Kerenhappuch Thu 10-Oct-19 09:57:02

I don't see my grandchildren face-to-face very often, but I hope they remember me as someone who loved them very much.

EllanVannin Thu 10-Oct-19 10:01:57

It does show what AGC remember when they were young as was proved yesterday when 2 of my step GC reminded me of the times they stood in turn to lick the wooden spoon and mixing bowl after I'd been baking. And Sunday dinners !

I hadn't remembered but they said they had enjoyed their childhood as I was pretty close to them because their ages were similar to my two girls at the time.

I was also reminded about what could have been a serious incident when my step GD swallowed a 2p piece and it stuck in her throat. I'd given her an almighty thump on her back between her ribs and it shot out.
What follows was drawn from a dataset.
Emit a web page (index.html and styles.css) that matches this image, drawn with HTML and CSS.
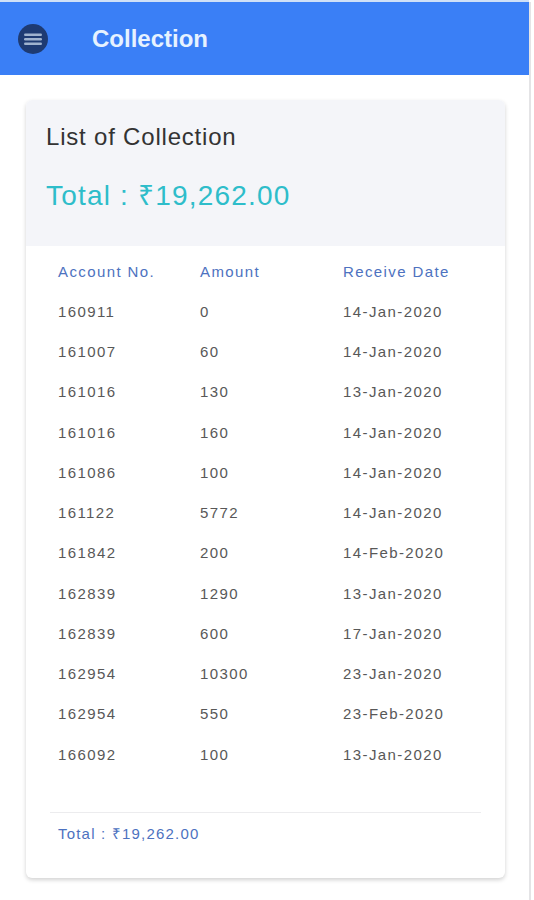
FILE: index.html
```html
<!DOCTYPE html>
<html lang="en">
<head>
    <meta name="viewport" content="width=device-width, initial-scale=1.0">
    <title>Collection</title>
    <link rel="stylesheet" href="styles.css">
</head>
<body>
    <div class="app">
        <!-- Top bar -->
        <header class="topbar">
            <button class="menu-btn" aria-label="Menu">
                <svg width="30" height="30" viewBox="0 0 30 30">
                    <circle cx="15" cy="15" r="15" fill="#1e3b73"/>
                    <rect x="6" y="9.5" width="18" height="2.4" rx="1.2" fill="#9fb3cf"/>
                    <rect x="6" y="14" width="18" height="2.4" rx="1.2" fill="#9fb3cf"/>
                    <rect x="6" y="18.5" width="18" height="2.4" rx="1.2" fill="#9fb3cf"/>
                </svg>
            </button>
            <h1 class="topbar-title">Collection</h1>
        </header>

        <div class="card">
            <div class="card-head">
                <h2 class="card-title">List of Collection</h2>
                <div class="card-total">Total : ₹19,262.00</div>
            </div>

            <div class="card-body">
                <table class="collection-table">
                    <thead>
                        <tr>
                            <th class="col-acc">Account No.</th>
                            <th class="col-amt">Amount</th>
                            <th>Receive Date</th>
                        </tr>
                    </thead>
                    <tbody>
                        <tr><td>160911</td><td>0</td><td>14-Jan-2020</td></tr>
                        <tr><td>161007</td><td>60</td><td>14-Jan-2020</td></tr>
                        <tr><td>161016</td><td>130</td><td>13-Jan-2020</td></tr>
                        <tr><td>161016</td><td>160</td><td>14-Jan-2020</td></tr>
                        <tr><td>161086</td><td>100</td><td>14-Jan-2020</td></tr>
                        <tr><td>161122</td><td>5772</td><td>14-Jan-2020</td></tr>
                        <tr><td>161842</td><td>200</td><td>14-Feb-2020</td></tr>
                        <tr><td>162839</td><td>1290</td><td>13-Jan-2020</td></tr>
                        <tr><td>162839</td><td>600</td><td>17-Jan-2020</td></tr>
                        <tr><td>162954</td><td>10300</td><td>23-Jan-2020</td></tr>
                        <tr><td>162954</td><td>550</td><td>23-Feb-2020</td></tr>
                        <tr><td>166092</td><td>100</td><td>13-Jan-2020</td></tr>
                    </tbody>
                </table>

                <div class="card-foot">Total : ₹19,262.00</div>
            </div>
        </div>
    </div>
</body>
</html>
```

FILE: styles.css
```css
body {
    margin: 0;
    font-family: "Liberation Sans", Arial, sans-serif;
    background-color: #ffffff;
}
.app {
    width: 531px;
    min-height: 900px;
    border-right: 2px solid #e4e4e6;
    box-sizing: border-box;
}
.topbar {
    display: flex;
    align-items: center;
    height: 73px;
    margin-top: 2px;
    background-color: #3a7ff6;
    box-shadow: 0 -2px 0 #cfe0f7;
}
.menu-btn {
    display: flex;
    padding: 0;
    margin-left: 18px;
    border: none;
    background: none;
}
.topbar-title {
    margin: 0 0 0 44px;
    font-size: 24px;
    font-weight: bold;
    color: #e6f2ff;
}
.card {
    width: 479px;
    margin: 25px 0 0 26px;
    border-radius: 6px;
    background-color: #ffffff;
    box-shadow: 0 2px 4px rgba(0, 0, 0, 0.18);
    overflow: hidden;
}
.card-head {
    height: 146px;
    padding: 23px 20px 0 20px;
    box-sizing: border-box;
    background-color: #f4f5f9;
}
.card-title {
    margin: 0;
    font-size: 24px;
    font-weight: normal;
    color: #333333;
    letter-spacing: 0.8px;
}
.card-total {
    margin-top: 24px;
    font-size: 28px;
    color: #2ebdca;
    letter-spacing: 1.2px;
}
.card-body {
    padding: 5px 24px 35px 24px;
}
.collection-table {
    width: 100%;
    border-collapse: collapse;
    margin-left: 8px;
}
.collection-table th,
.collection-table td {
    height: 40.25px;
    padding: 0;
    text-align: left;
    font-size: 15px;
    letter-spacing: 1.4px;
}
.collection-table th {
    font-weight: normal;
    color: #4d72c0;
}
.collection-table td {
    color: #585858;
}
.col-acc {
    width: 142px;
}
.col-amt {
    width: 143px;
}
.card-foot {
    margin-top: 38px;
    padding: 10px 0 0 8px;
    border-top: 1px solid #ececee;
    font-size: 15px;
    color: #4d72c0;
    letter-spacing: 1.2px;
}
```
Calming everyone's panicked state was the hardest !

Those kids are now 50 and we're as close as ever, so in my case step-families have been the same as my own flesh and blood as are the step GGC though 3 have lived away.

10 GC and 12 GGC in all, counting step families.

Craftycat Thu 10-Oct-19 10:15:50

I had a wonderful relationship with my maternal GPs as they lived in a house backing onto our garden so I could just pop in anytime Mum was in a bad mood or I wanted sweets!!
Spoiled?? yes - you bet!
They converted their old air raid shelter -which was actually a very large shed into a den for me too.
I am trying to be that sort of 'fun' Grandma to my 6. They come to stay often ( well not the 15 year old now- he is always with the girlfriend!) & I make sure we have lots of craft things around so they can get messy & creative.
However what they like best of all is cooking- the 15 year old can do a variety of dishes- macaroni cheese ( he makes a proper white sauce base) Chinese Chicken - a decent curry etc. He is working on the theory that when he goes to college he will be in demand from a lot of girls of he can cook! Clever boy.
The younger ones make cakes & cookies mostly but as they get older we will start on proper food too.
Just as my Grandma did with me.
I wonder if they will do it with their GC in time?